begin
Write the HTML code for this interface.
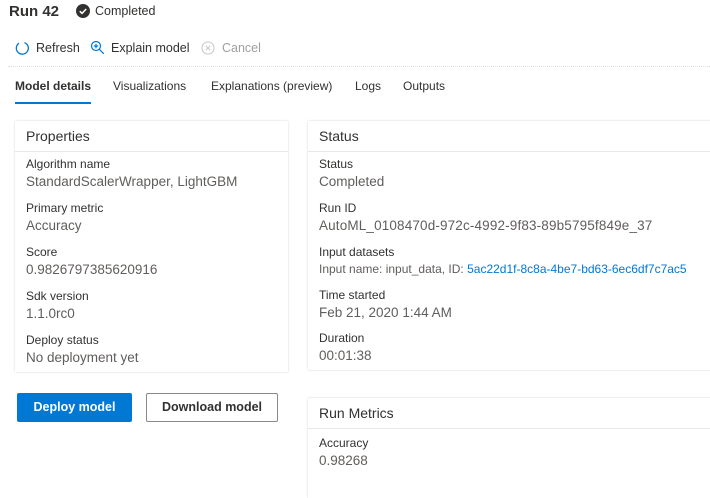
<!DOCTYPE html>
<html><head><meta charset="utf-8"><style>
body{margin:0;width:710px;height:478px;background:#fff;font-family:"Liberation Sans",sans-serif;position:relative;overflow:hidden;color:#323130}
.a{position:absolute;white-space:nowrap}
.lab{font-size:12px;color:#323130}
.val{font-size:13.5px;color:#605e5c}
.panel{position:absolute;background:#fff;box-shadow:0 0 2px rgba(0,0,0,.18)}
.ph{position:absolute;left:0;right:0;top:0;height:30px;border-bottom:1px solid #e8e8e8}
.pt{position:absolute;left:11px;top:7px;font-size:14px;color:#323130}
</style></head><body>
<div class="a" style="left:9px;top:3px;font-size:15px;font-weight:bold">Run 42</div>
<svg class="a" style="left:76px;top:4px" width="14" height="14"><circle cx="7" cy="7" r="7" fill="#323130"/><path d="M3.8 7.2l2.2 2.2 4.2-4.4" stroke="#fff" stroke-width="1.6" fill="none"/></svg>
<div class="a" style="left:95px;top:4px;font-size:12.5px">Completed</div>

<svg class="a" style="left:15px;top:41px" width="14" height="14"><path d="M4 2.2A6 6 0 1 0 9.5 1.6" stroke="#0078d4" stroke-width="1.3" fill="none"/></svg>
<div class="a" style="left:36px;top:41px;font-size:12.5px">Refresh</div>
<svg class="a" style="left:90px;top:40px" width="15" height="15"><circle cx="6" cy="6" r="4.5" stroke="#0078d4" stroke-width="1.2" fill="none"/><path d="M9.3 9.3l4.5 4.5M6 3.8v4.4M3.8 6h4.4" stroke="#0078d4" stroke-width="1.2"/></svg>
<div class="a" style="left:111px;top:41px;font-size:12.5px">Explain model</div>
<svg class="a" style="left:201px;top:41px" width="14" height="14"><circle cx="7" cy="7" r="6" stroke="#c8c6c4" fill="none"/><path d="M4.8 4.8l4.4 4.4M9.2 4.8l-4.4 4.4" stroke="#c8c6c4"/></svg>
<div class="a" style="left:222px;top:41px;font-size:12.5px;color:#a19f9d">Cancel</div>
<div class="a" style="left:8px;top:66px;width:702px;border-top:1px dotted #e1dfdd"></div>

<div class="a" style="left:15px;top:79px;font-size:12px;font-weight:bold">Model details</div>
<div class="a" style="left:15px;top:102px;width:76px;height:2px;background:#0078d4"></div>
<div class="a" style="left:113px;top:79px;font-size:12px">Visualizations</div>
<div class="a" style="left:211px;top:79px;font-size:12px">Explanations (preview)</div>
<div class="a" style="left:355px;top:79px;font-size:12px">Logs</div>
<div class="a" style="left:403px;top:79px;font-size:12px">Outputs</div>

<div class="panel" style="left:15px;top:121px;width:273px;height:251px">
<div class="ph"></div><div class="pt" style="top:7px;left:11px">Properties</div>
<div class="a lab" style="left:11px;top:36px">Algorithm name</div><div class="a val" style="left:11px;top:53px">StandardScalerWrapper, LightGBM</div>
<div class="a lab" style="left:11px;top:80px">Primary metric</div><div class="a val" style="left:11px;top:97px">Accuracy</div>
<div class="a lab" style="left:11px;top:124px">Score</div><div class="a val" style="left:11px;top:141px">0.9826797385620916</div>
<div class="a lab" style="left:11px;top:168px">Sdk version</div><div class="a val" style="left:11px;top:185px">1.1.0rc0</div>
<div class="a lab" style="left:11px;top:212px">Deploy status</div><div class="a val" style="left:11px;top:229px">No deployment yet</div>
</div>

<div class="panel" style="left:308px;top:121px;width:410px;height:249px">
<div class="ph"></div><div class="pt">Status</div>
<div class="a lab" style="left:11px;top:36px">Status</div><div class="a val" style="left:11px;top:53px">Completed</div>
<div class="a lab" style="left:11px;top:80px">Run ID</div><div class="a val" style="left:11px;top:97px;letter-spacing:0.15px">AutoML_0108470d-972c-4992-9f83-89b5795f849e_37</div>
<div class="a lab" style="left:11px;top:124px">Input datasets</div><div class="a" style="left:11px;top:141px;font-size:12px;color:#605e5c">Input name: input_data, ID: <span style="color:#0078d4">5ac22d1f-8c8a-4be7-bd63-6ec6df7c7ac5</span></div>
<div class="a lab" style="left:11px;top:167px">Time started</div><div class="a val" style="left:11px;top:184px">Feb 21, 2020 1:44 AM</div>
<div class="a lab" style="left:11px;top:210px">Duration</div><div class="a val" style="left:11px;top:227px">00:01:38</div>
</div>

<div class="a" style="left:17px;top:393px;width:115px;height:29px;background:#0078d4;border-radius:2px;color:#fff;font-size:12.5px;font-weight:bold;text-align:center;line-height:29px">Deploy model</div>
<div class="a" style="left:146px;top:393px;width:130px;height:27px;border:1px solid #8a8886;border-radius:2px;color:#323130;font-size:12.5px;font-weight:bold;text-align:center;line-height:27px">Download model</div>

<div class="panel" style="left:308px;top:398px;width:410px;height:100px">
<div class="ph" style="height:30px"></div><div class="pt" style="top:7px">Run Metrics</div>
<div class="a lab" style="left:11px;top:38px">Accuracy</div><div class="a val" style="left:11px;top:55px">0.98268</div>
</div>
</body></html>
end
→ **Goal**: Print the complete listing exactly, apart from any pictures.

→ **Reply to the task**:
Write the HTML code for this interface.
<!DOCTYPE html>
<html><head><meta charset="utf-8"><style>
body{margin:0;width:710px;height:478px;background:#fff;font-family:"Liberation Sans",sans-serif;position:relative;overflow:hidden;color:#323130}
.a{position:absolute;white-space:nowrap}
.lab{font-size:12px;color:#323130}
.val{font-size:13.5px;color:#605e5c}
.panel{position:absolute;background:#fff;box-shadow:0 0 2px rgba(0,0,0,.18)}
.ph{position:absolute;left:0;right:0;top:0;height:30px;border-bottom:1px solid #e8e8e8}
.pt{position:absolute;left:11px;top:7px;font-size:14px;color:#323130}
</style></head><body>
<div class="a" style="left:9px;top:3px;font-size:15px;font-weight:bold">Run 42</div>
<svg class="a" style="left:76px;top:4px" width="14" height="14"><circle cx="7" cy="7" r="7" fill="#323130"/><path d="M3.8 7.2l2.2 2.2 4.2-4.4" stroke="#fff" stroke-width="1.6" fill="none"/></svg>
<div class="a" style="left:95px;top:4px;font-size:12.5px">Completed</div>

<svg class="a" style="left:15px;top:41px" width="14" height="14"><path d="M4 2.2A6 6 0 1 0 9.5 1.6" stroke="#0078d4" stroke-width="1.3" fill="none"/></svg>
<div class="a" style="left:36px;top:41px;font-size:12.5px">Refresh</div>
<svg class="a" style="left:90px;top:40px" width="15" height="15"><circle cx="6" cy="6" r="4.5" stroke="#0078d4" stroke-width="1.2" fill="none"/><path d="M9.3 9.3l4.5 4.5M6 3.8v4.4M3.8 6h4.4" stroke="#0078d4" stroke-width="1.2"/></svg>
<div class="a" style="left:111px;top:41px;font-size:12.5px">Explain model</div>
<svg class="a" style="left:201px;top:41px" width="14" height="14"><circle cx="7" cy="7" r="6" stroke="#c8c6c4" fill="none"/><path d="M4.8 4.8l4.4 4.4M9.2 4.8l-4.4 4.4" stroke="#c8c6c4"/></svg>
<div class="a" style="left:222px;top:41px;font-size:12.5px;color:#a19f9d">Cancel</div>
<div class="a" style="left:8px;top:66px;width:702px;border-top:1px dotted #e1dfdd"></div>

<div class="a" style="left:15px;top:79px;font-size:12px;font-weight:bold">Model details</div>
<div class="a" style="left:15px;top:102px;width:76px;height:2px;background:#0078d4"></div>
<div class="a" style="left:113px;top:79px;font-size:12px">Visualizations</div>
<div class="a" style="left:211px;top:79px;font-size:12px">Explanations (preview)</div>
<div class="a" style="left:355px;top:79px;font-size:12px">Logs</div>
<div class="a" style="left:403px;top:79px;font-size:12px">Outputs</div>

<div class="panel" style="left:15px;top:121px;width:273px;height:251px">
<div class="ph"></div><div class="pt" style="top:7px;left:11px">Properties</div>
<div class="a lab" style="left:11px;top:36px">Algorithm name</div><div class="a val" style="left:11px;top:53px">StandardScalerWrapper, LightGBM</div>
<div class="a lab" style="left:11px;top:80px">Primary metric</div><div class="a val" style="left:11px;top:97px">Accuracy</div>
<div class="a lab" style="left:11px;top:124px">Score</div><div class="a val" style="left:11px;top:141px">0.9826797385620916</div>
<div class="a lab" style="left:11px;top:168px">Sdk version</div><div class="a val" style="left:11px;top:185px">1.1.0rc0</div>
<div class="a lab" style="left:11px;top:212px">Deploy status</div><div class="a val" style="left:11px;top:229px">No deployment yet</div>
</div>

<div class="panel" style="left:308px;top:121px;width:410px;height:249px">
<div class="ph"></div><div class="pt">Status</div>
<div class="a lab" style="left:11px;top:36px">Status</div><div class="a val" style="left:11px;top:53px">Completed</div>
<div class="a lab" style="left:11px;top:80px">Run ID</div><div class="a val" style="left:11px;top:97px;letter-spacing:0.15px">AutoML_0108470d-972c-4992-9f83-89b5795f849e_37</div>
<div class="a lab" style="left:11px;top:124px">Input datasets</div><div class="a" style="left:11px;top:141px;font-size:12px;color:#605e5c">Input name: input_data, ID: <span style="color:#0078d4">5ac22d1f-8c8a-4be7-bd63-6ec6df7c7ac5</span></div>
<div class="a lab" style="left:11px;top:167px">Time started</div><div class="a val" style="left:11px;top:184px">Feb 21, 2020 1:44 AM</div>
<div class="a lab" style="left:11px;top:210px">Duration</div><div class="a val" style="left:11px;top:227px">00:01:38</div>
</div>

<div class="a" style="left:17px;top:393px;width:115px;height:29px;background:#0078d4;border-radius:2px;color:#fff;font-size:12.5px;font-weight:bold;text-align:center;line-height:29px">Deploy model</div>
<div class="a" style="left:146px;top:393px;width:130px;height:27px;border:1px solid #8a8886;border-radius:2px;color:#323130;font-size:12.5px;font-weight:bold;text-align:center;line-height:27px">Download model</div>

<div class="panel" style="left:308px;top:398px;width:410px;height:100px">
<div class="ph" style="height:30px"></div><div class="pt" style="top:7px">Run Metrics</div>
<div class="a lab" style="left:11px;top:38px">Accuracy</div><div class="a val" style="left:11px;top:55px">0.98268</div>
</div>
</body></html>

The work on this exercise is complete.